12 Feb Wetlands Conservation: one more item on the waiting list for presidential candidates
By: Luis Williams
Community Planning – Wetlands Program
A functional environment is built on a day-to-day basis, from all sectors of society, and a fundamental support for environmental security comes from the participation of local citizens. In many cases, local organizations become protagonists that can either complement or detract from the government’s role in supporting a functioning environment. At Osa Conservation, we aim to highlight the responsibility of citizen participation by presenting useful information to voters during this year’s presidential run-off elections. We want to focus on an issue that we consider crucial to the country, which has remained pending in the proposals of the candidates: conservation of the nation’s wetlands.
Thirteen years ago, Costa Rica approved the Wetlands Policy, a national policy that defined guidelines for the management and conservation of the country’s wetlands. The policy holds Costa Rica’s commitment to the ratification of the Ramsar Convention in 1991, a commission dedicated to the international protection and “wise use” of wetland ecosystems, due to their biological wealth and function as a refuge for a significant number of seasonal migratory water birds. Costa Rica currently has 12 Ramsar sites in count, all of which cover approximately an 11% of the national territory and 350 identified wetlands (SINAC 2013, Environmental Kiosks, 2013).
Despite these efforts at preservation, years have passed and Costa Rica’s wetlands are disbanded and remain without the government and citizen support that they deserve. For example, The Management Plan of National Wetlands Térraba-Sierpe (HNTS)1 still has yet to be approved. During this year’s elections, presidential candidates paid little attention to wetland conservation. But why should they? The answer is simple: wetlands provide us with a great variety of products that vary from basic foods like fish and rice, to lumber, firewood, vegetable oil, salt, herbs, stems and leaves for weaving, and fodder for animals. Many wetlands are also directly related with subterranean water and play a large role in regulating the quantity and quality of the groundwater, which is often an important source of drinking water and water for crop irrigation. Wetlands are also reservoirs of biodiversity, and there is an enormous cultural link between human populations that develop their understanding of the world from their relationship to wetland ecosystems.
The Ramsar Report 2013 and the XIX Report of the State of the Nation 2012 are very clear about the challenges that pressure these Costa Rican ecosystems. These include:
· Conflicts over the use of land
· Economic activities surrounding the wetlands that threaten biodiversity
· Uncontrolled expansion of monoculture crops (pineapple, banana, etc.)
· Haphazard use of chemicals on crops
· Illegal exploitation of species
· Lack of resources for the protection, management, and restoration of wetlands
· Scarce cooperation between governmental entities
In the wake of the electoral campaign, Osa Conservation is focused more on finding solutions than defining problems, so let’s analyze the proposed plans of the government.

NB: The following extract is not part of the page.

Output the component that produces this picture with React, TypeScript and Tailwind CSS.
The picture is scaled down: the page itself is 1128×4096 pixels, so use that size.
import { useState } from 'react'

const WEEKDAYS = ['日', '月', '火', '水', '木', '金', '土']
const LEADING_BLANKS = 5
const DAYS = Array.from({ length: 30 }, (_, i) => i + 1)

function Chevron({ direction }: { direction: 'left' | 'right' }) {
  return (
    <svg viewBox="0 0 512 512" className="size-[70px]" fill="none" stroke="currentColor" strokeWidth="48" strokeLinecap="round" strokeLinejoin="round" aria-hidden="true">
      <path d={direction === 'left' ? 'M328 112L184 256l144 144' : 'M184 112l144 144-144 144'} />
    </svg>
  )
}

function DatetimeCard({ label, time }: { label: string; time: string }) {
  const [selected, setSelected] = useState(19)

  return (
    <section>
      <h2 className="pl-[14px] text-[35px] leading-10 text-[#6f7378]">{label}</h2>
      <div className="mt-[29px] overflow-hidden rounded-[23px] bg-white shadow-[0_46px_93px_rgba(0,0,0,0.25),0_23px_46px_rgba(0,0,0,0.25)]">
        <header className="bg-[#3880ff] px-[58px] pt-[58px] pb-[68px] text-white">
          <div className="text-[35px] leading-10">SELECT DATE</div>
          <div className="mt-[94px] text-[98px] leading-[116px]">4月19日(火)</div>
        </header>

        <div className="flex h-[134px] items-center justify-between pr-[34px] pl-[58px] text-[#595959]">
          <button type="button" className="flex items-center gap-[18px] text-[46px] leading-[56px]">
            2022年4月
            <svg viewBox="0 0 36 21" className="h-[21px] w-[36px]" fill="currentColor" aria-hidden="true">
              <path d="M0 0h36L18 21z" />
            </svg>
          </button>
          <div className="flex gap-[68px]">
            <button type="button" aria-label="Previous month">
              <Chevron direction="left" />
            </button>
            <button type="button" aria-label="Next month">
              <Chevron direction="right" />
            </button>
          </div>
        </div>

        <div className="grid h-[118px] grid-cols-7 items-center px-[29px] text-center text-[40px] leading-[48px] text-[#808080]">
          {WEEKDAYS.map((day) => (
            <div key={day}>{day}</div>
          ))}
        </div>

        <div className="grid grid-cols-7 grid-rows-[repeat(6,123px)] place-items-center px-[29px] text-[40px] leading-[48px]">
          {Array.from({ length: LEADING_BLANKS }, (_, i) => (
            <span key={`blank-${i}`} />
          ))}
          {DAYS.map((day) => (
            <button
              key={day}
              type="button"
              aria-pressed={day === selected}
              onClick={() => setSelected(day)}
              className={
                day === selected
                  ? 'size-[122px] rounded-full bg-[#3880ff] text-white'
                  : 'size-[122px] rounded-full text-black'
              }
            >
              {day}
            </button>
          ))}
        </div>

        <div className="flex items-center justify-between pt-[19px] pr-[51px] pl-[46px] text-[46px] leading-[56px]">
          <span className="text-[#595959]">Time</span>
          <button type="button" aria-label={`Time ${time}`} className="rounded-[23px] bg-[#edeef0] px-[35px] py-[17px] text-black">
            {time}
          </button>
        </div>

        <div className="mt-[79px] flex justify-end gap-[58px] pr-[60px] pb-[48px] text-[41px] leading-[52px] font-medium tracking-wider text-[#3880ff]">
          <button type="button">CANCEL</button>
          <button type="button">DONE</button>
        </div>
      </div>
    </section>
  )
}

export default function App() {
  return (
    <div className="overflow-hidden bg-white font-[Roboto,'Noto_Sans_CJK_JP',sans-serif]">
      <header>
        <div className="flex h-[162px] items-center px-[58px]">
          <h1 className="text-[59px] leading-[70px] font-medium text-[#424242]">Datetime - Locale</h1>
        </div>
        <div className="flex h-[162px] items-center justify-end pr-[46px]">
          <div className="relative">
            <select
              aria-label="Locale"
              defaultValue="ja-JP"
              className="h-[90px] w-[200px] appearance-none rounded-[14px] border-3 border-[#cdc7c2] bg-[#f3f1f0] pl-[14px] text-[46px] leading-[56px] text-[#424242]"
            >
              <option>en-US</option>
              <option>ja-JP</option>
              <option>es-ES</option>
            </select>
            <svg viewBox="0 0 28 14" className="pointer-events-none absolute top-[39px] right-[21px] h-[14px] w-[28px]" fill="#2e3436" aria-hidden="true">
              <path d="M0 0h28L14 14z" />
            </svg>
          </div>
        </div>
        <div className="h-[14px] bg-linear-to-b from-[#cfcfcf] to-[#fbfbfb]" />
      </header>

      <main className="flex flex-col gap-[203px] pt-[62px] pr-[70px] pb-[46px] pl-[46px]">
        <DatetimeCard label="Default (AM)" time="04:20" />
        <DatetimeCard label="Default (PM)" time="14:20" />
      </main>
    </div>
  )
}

As mentioned, none of the top five candidates expressed any interest in conserving wetlands, although the Citizen Action Party and Broad Front plans make references to some topics that could allow a negotiation and conservation of wetland ecosystems. These proposals are the ones that come closest to creating favorable mechanisms to these ecosystems and these same proposals can be found in the box at the bottom of the text.
The government plans of the presidential candidates leave us the following:
1. Wetlands are just one more item on the waiting list. None of them have made a direct proposal about conserving wetlands; they have not even spoken about the issue.

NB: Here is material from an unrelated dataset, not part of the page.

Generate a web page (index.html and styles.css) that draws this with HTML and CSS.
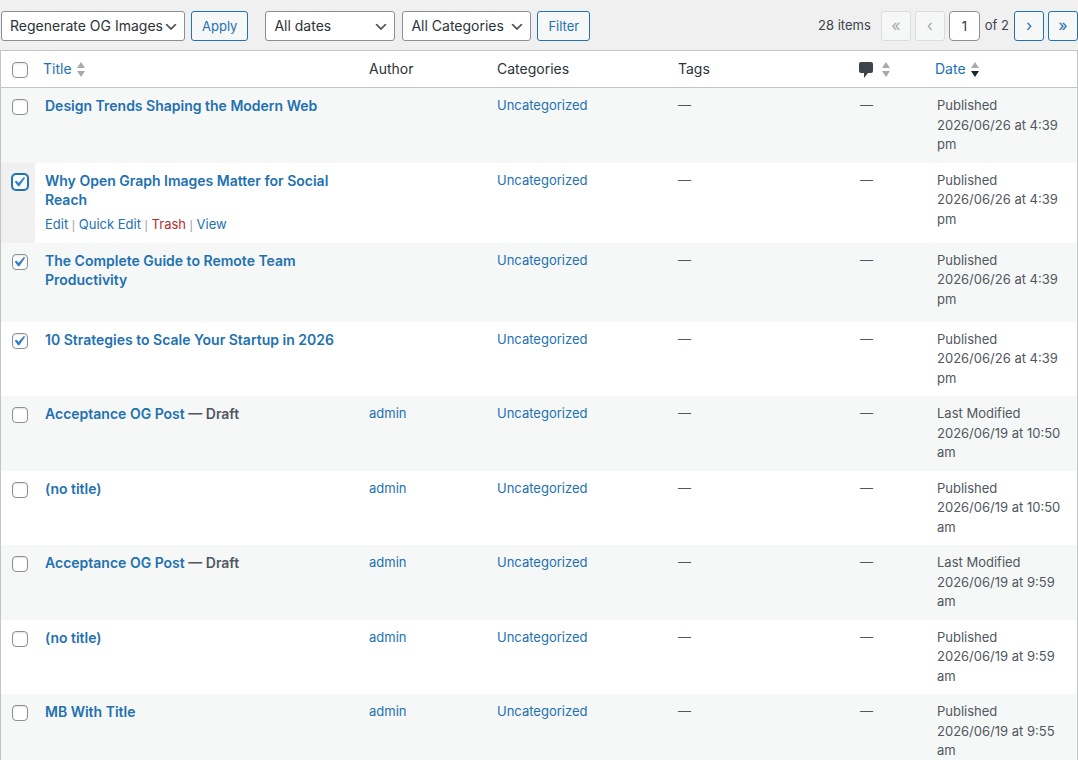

2. To the candidates, only rivers are considered wetlands. You could say that all candidates tie wetlands to rivers, obtaining from them just one sole environmental service: the production of water.
3. The PLN, FA, and the PAC set out in their plans, with their respective differences on how to do this, the issue of watershed management as either a part of a strategy to strengthen foreign policy (PLN), as the basis unit of territorial organization (FA), or as a foundation for secure access and protection of water resources (PAC).

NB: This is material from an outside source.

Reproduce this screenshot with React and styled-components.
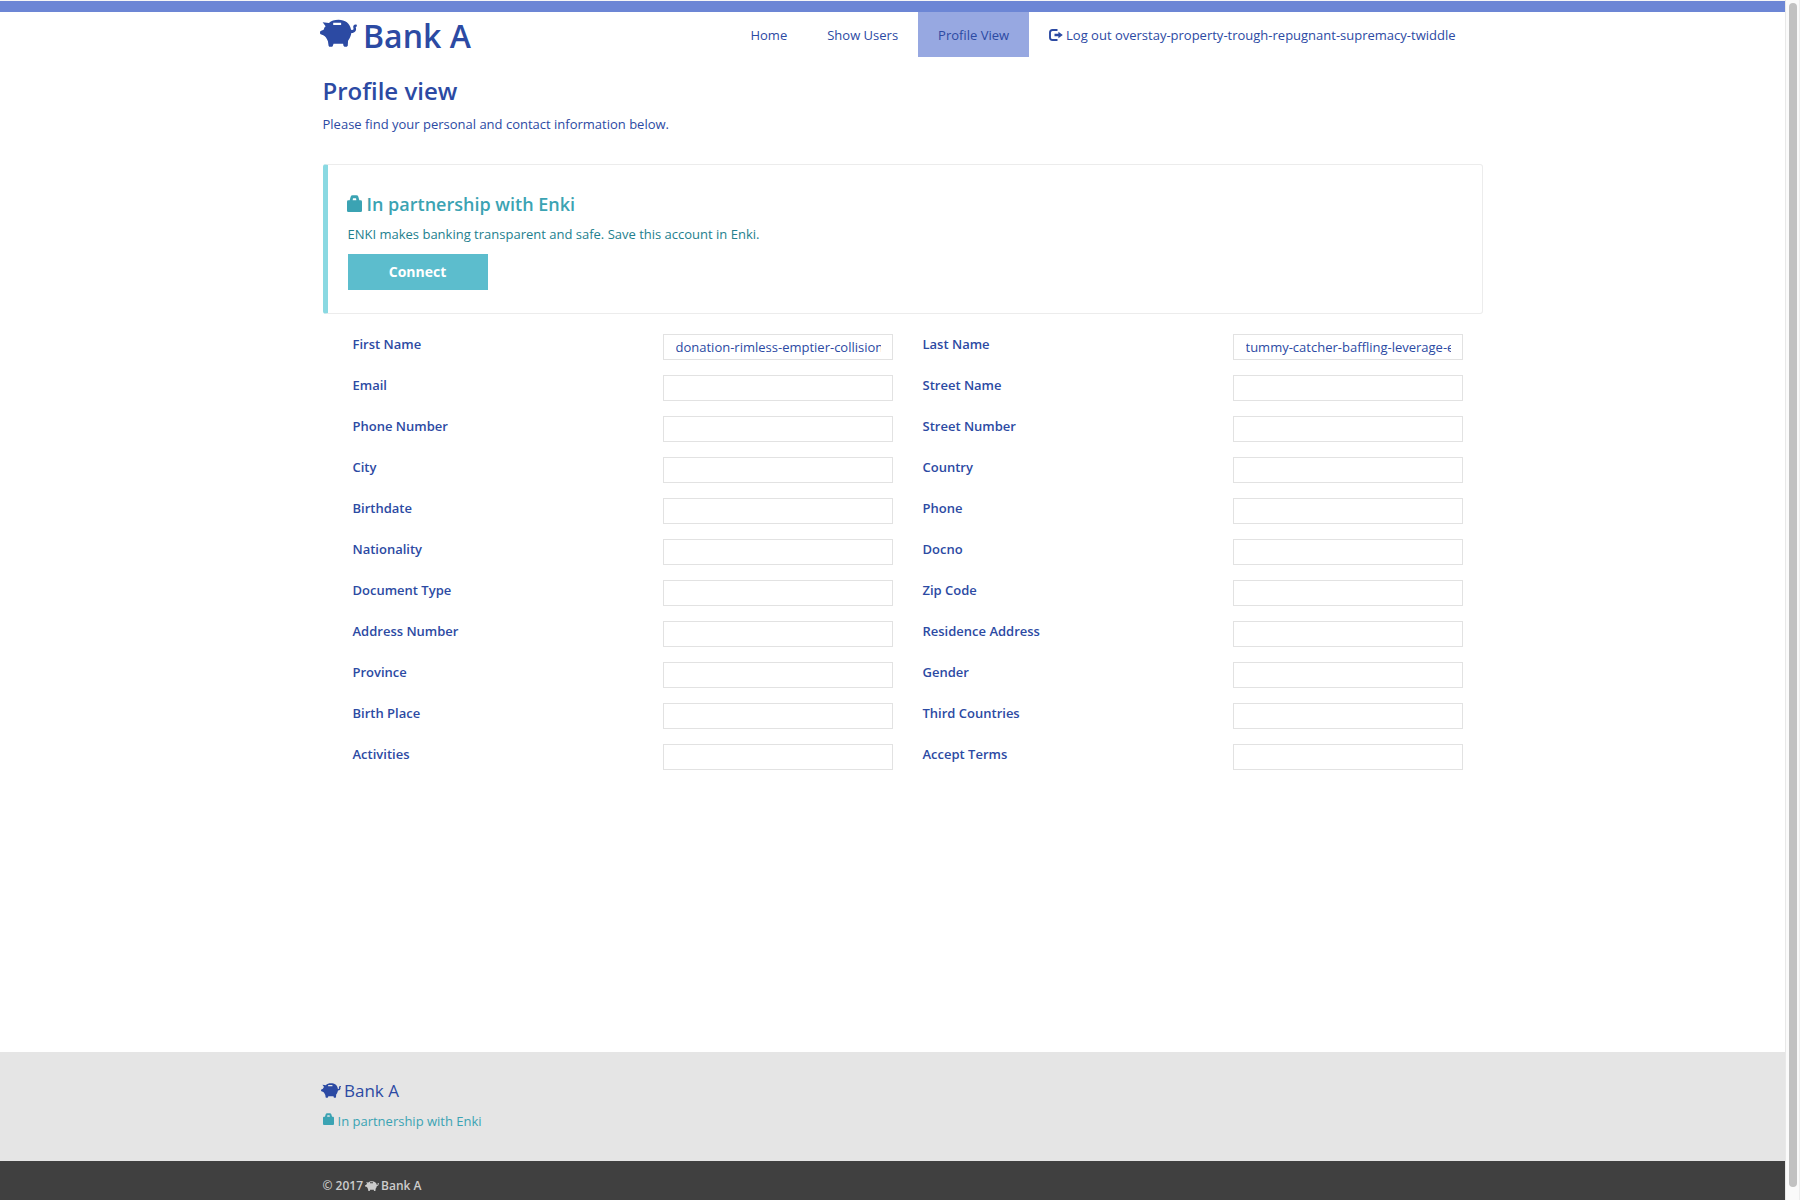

4. In making an effort to bring out the positive aspects of all parties, including those with the least mention on the topic, to think about the future institutional mechanisms for the protection of the wetlands, we could say, with difficulty, that the ML and the PUSC prescribe the necessity for better water management as a form of contamination control.
5. It is important to mention that although it is not explicit for the wetlands, the FA and the PAC give a lot of importance to the role that the communities living around Protected Areas play in conservation and protection, like Caño Negro. This could be a rescuing point, since without doubt, a real exercise in conservation and democracy initiates from the possibility that we gave as citizens to construct the mechanisms necessary to care for the wetlands.
From all of the above, there is only conclusion we can draw – for all of the presidential candidates, the wetlands barely exist, and when they do, the only ecosystem service they provide is generating water. To underestimate the biological importance of Costa Rica’s wetlands is a grave mistake, and one that we can only hope the next president will reverse.
1This plan was approved on December 16, 2013, after many years of diagnostics, studies, and negotiations. After all, the HNTS is one of the most important wetlands of Central America. According to official reports, accounts with an area of about 24 sq. meters with 4 different ecosystems bring together hundreds of species, including human groups, with strongly rooted relationships with these productive ecosystems and cultural ties.